Does the Etch a Sketch gaffe matter?
Joe Klein thinks Mitt Romney aide Erik Fehrnstrom’s Etch a Sketch gaffe “may go well beyond a momentary embarrassment and become a campaign-defining disaster, much as John Kerry’s ‘I voted for it before I voted against it’ gaffe.”

(Staff Illustration - The Washington Post)
Here’s my question: Do these “campaign-defining” moments actually matter? That is to say, do they change the way the public understands a campaign? Or are they “defining” because they pithily reflect how the public already understands a campaign, and would understand it even in their absence?

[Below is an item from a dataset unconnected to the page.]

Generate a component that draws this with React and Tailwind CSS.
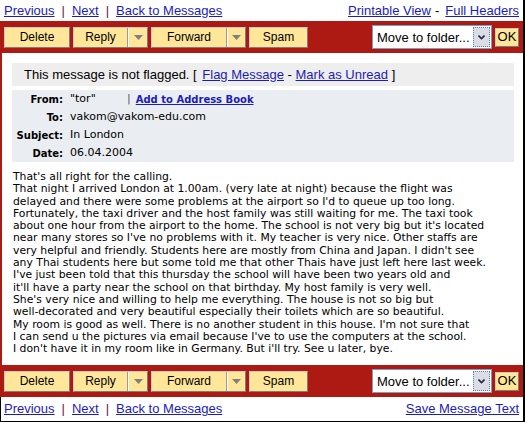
import React from "react";

const RED = "bg-[#ad1a14]";

function Arrow() {
  return (
    <svg width="9" height="5" viewBox="0 0 9 5">
      <polygon points="0,0 9,0 4.5,5" fill="#808080" />
    </svg>
  );
}

function Btn({ children, w }) {
  return (
    <div
      className={`h-[21px] ${w} flex items-center justify-center bg-[#ffe699] border border-t-[#c9c9c9] border-l-[#c9c9c9] border-r-[#7d7d7d] border-b-[#7d7d7d] text-[12px] text-black`}
    >
      {children}
    </div>
  );
}

function SplitBtn({ label, main, arrow }) {
  return (
    <div className="h-[21px] flex bg-[#ffe699] border border-t-[#c9c9c9] border-l-[#c9c9c9] border-r-[#7d7d7d] border-b-[#7d7d7d] text-[12px] text-black">
      <div className={`${main} flex items-center justify-center border-r border-[#9a9a9a]`}>{label}</div>
      <div className={`${arrow} flex items-center justify-center border-l border-white`}>
        <Arrow />
      </div>
    </div>
  );
}

function Toolbar() {
  return (
    <div className={`h-[32px] shrink-0 ${RED} flex items-center pl-[4px] pr-[4px]`}>
      <div className="flex items-center gap-[3px]">
        <Btn w="w-[66px]">Delete</Btn>
        <SplitBtn label="Reply" main="w-[54px]" arrow="w-[19px]" />
        <SplitBtn label="Forward" main="w-[75px]" arrow="w-[18px]" />
        <Btn w="w-[59px]">Spam</Btn>
      </div>
      <div className="ml-auto flex items-center gap-[3px]">
        <div className="h-[24px] w-[120px] bg-white border border-[#7f9db9] flex items-center text-[13px] text-black">
          <span className="pl-[4px] flex-1 leading-none">Move to folder...</span>
          <div className="h-[20px] w-[17px] mr-[1px] border border-dotted border-[#5b86c4] bg-[#dcdde4] flex items-center justify-center">
            <svg width="7" height="5" viewBox="0 0 7 5">
              <polyline points="0.5,0.5 3.5,3.5 6.5,0.5" fill="none" stroke="#1e2a4a" strokeWidth="1.6" />
            </svg>
          </div>
        </div>
        <div className="h-[19px] w-[24px] bg-[#ffe699] border border-t-[#c9c9c9] border-l-[#c9c9c9] border-r-[#7d7d7d] border-b-[#7d7d7d] flex items-center justify-center text-[13px] text-black">
          OK
        </div>
      </div>
    </div>
  );
}

const L = "text-[#1c1cb8] underline";
const SEP = "text-[#6b2142]";

function NavLinks() {
  return (
    <div className="flex items-center">
      <span className={L}>Previous</span>
      <span className={`${SEP} px-[7px]`}>|</span>
      <span className={L}>Next</span>
      <span className={`${SEP} px-[7px]`}>|</span>
      <span className={L}>Back to Messages</span>
    </div>
  );
}

const body = [
  "That's all right for the calling.",
  "That night I arrived London at 1.00am. (very late at night) because the flight was",
  "delayed and there were some problems at the airport so I'd to queue up too long.",
  "Fortunately, the taxi driver and the host family was still waiting for me. The taxi took",
  "about one hour from the airport to the home. The school is not very big but it's located",
  "near many stores so I've no problems with it. My teacher is very nice. Other staffs are",
  "very helpful and friendly. Students here are mostly from China and Japan. I didn't see",
  "any Thai students here but some told me that other Thais have just left here last week.",
  "I've just been told that this thursday the school will have been two years old and",
  "it'll have a party near the school on that birthday. My host family is very well.",
  "She's very nice and willing to help me everything. The house is not so big but",
  "well-decorated and very beautiful especially their toilets which are so beautiful.",
  "My room is good as well. There is no another student in this house. I'm not sure that",
  "I can send u the pictures via email because I've to use the computers at the school.",
  "I don't have it in my room like in Germany. But i'll try. See u later, bye.",
];

function HRow({ label, children }) {
  return (
    <div className="h-[18px] flex items-center">
      <div className="w-[51px] text-right font-bold text-[10px] text-black">{label}</div>
      <div className="pl-[7px] text-[11px] text-black flex items-center">{children}</div>
    </div>
  );
}

export default function App() {
  return (
    <div
      className="w-[525px] h-[422px] bg-white flex flex-col border-r-[2px] border-b border-black overflow-hidden"
      style={{ fontFamily: '"Liberation Sans", Arial, sans-serif' }}
    >
      <div className="h-[21px] shrink-0 flex items-center justify-between pl-[4px] pr-[4px] text-[13px]">
        <NavLinks />
        <div className="flex items-center">
          <span className={L}>Printable View</span>
          <span className="text-black px-[4px]">-</span>
          <span className={`${L} ml-[2px]`}>Full Headers</span>
        </div>
      </div>
      <Toolbar />
      <div className="flex-1 border-l-2 border-[#ad1a14] pt-[10px] pl-[10px] pr-[9px]">
        <div className="h-[23px] bg-[#eeeeee] flex items-center pl-[12px] text-[13px] text-black">
          <span>This message is not flagged. [&nbsp;</span>
          <span className={`${L} ml-[2px]`}>Flag Message</span>
          <span>&nbsp;-&nbsp;</span>
          <span className={L}>Mark as Unread</span>
          <span>&nbsp;]</span>
        </div>
        <div
          className="mt-[4px] bg-[#eaeef2]"
          style={{ fontFamily: '"DejaVu Sans", Verdana, sans-serif' }}
        >
          <HRow label="From:">
            <span className="w-[57px]">"tor"</span>
            <span className="text-[#555] pr-[5px]">|</span>
            <span className="font-bold text-[10px] text-[#1c1cb8] underline">Add to Address Book</span>
          </HRow>
          <HRow label="To:">vakom@vakom-edu.com</HRow>
          <HRow label="Subject:">In London</HRow>
          <HRow label="Date:">06.04.2004</HRow>
        </div>
        <div
          className="mt-[9px] pl-[1px] text-[10.8px] leading-[12.3px] text-black whitespace-pre"
          style={{ fontFamily: '"DejaVu Sans", Verdana, sans-serif' }}
        >
          {body.map((l, i) => (
            <div key={i}>{l}</div>
          ))}
        </div>
      </div>
      <Toolbar />
      <div className="h-[24px] shrink-0 flex items-center justify-between pl-[3px] pr-[4px] text-[13px] border-l border-black">
        <NavLinks />
        <span className={L}>Save Message Text</span>
      </div>
    </div>
  );
}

Take Rick Perry’s unbearable moment of debate-induced amnesia. Insofar as it mattered, it mattered because the former Texas governor had been a consistently horrible, embarrassing debater during his run in the GOP primary campaign. If it had been Romney who had been unable to remember the third item on a list, no one would have cared. But Perry’s campaign was tanking and had been for some time. Conversely, if Perry had drawled out his third agency, his reputation for being a terrible debater would still have been there, and his campaign would still have been headed for disaster. There was nothing about that gaffe that materially changed Perry’s fortunes. What changed Perry’s fortunes were the same things that made that gaffe matter.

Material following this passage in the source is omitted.